Johannes Kepler University Linz, Institute for Computational Mathematics, Altenberger Str.69, A-4040 Linz, Austria

Stefan Reitzinger

Abstract

Although algebraic multigrid methods (AMG) possess optimal properties wrt. memory requirements and the time for solving, a commercial user could be dissatisfied with the computational performance in comparison to highly optimized standard solvers. A lot of performance can be gained by designing data structures with respect to state-of-the-art computer architectures, parallelization and redesign of numerical algorithms. The parallelization needs some modifications in the coarsening process such that the inter grid transfer operators fulfill a certain condition on the pattern of the interpolation/restriction.
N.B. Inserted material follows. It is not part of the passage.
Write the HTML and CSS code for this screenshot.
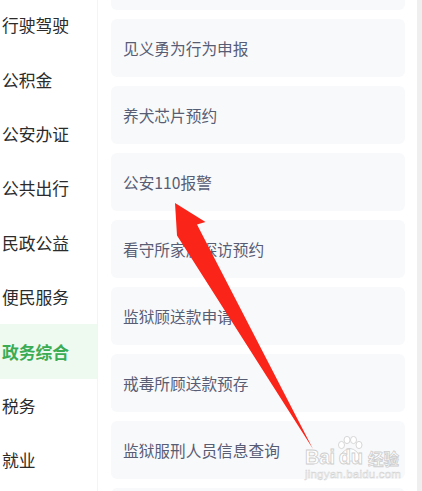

This guarantees that the parallel AMG is only a simple modification of the sequential AMG. The presented parallelization strategy for AMG results in very good speedups. Discretized differential equations have to be solved several thousand times inside the solution process of an inverse problem. We got for this special application of AMG a significant gain in CPU time (factor 4 and more) due to additional acceleration of our code PEBBLES by simultaneous handling of several data sets, cache aware programming and by merging of multigrid subroutines. Together with a parallelization, the solution time of the original code was accelerated from 8 days to 5 hours on a 12 processor parallel computer.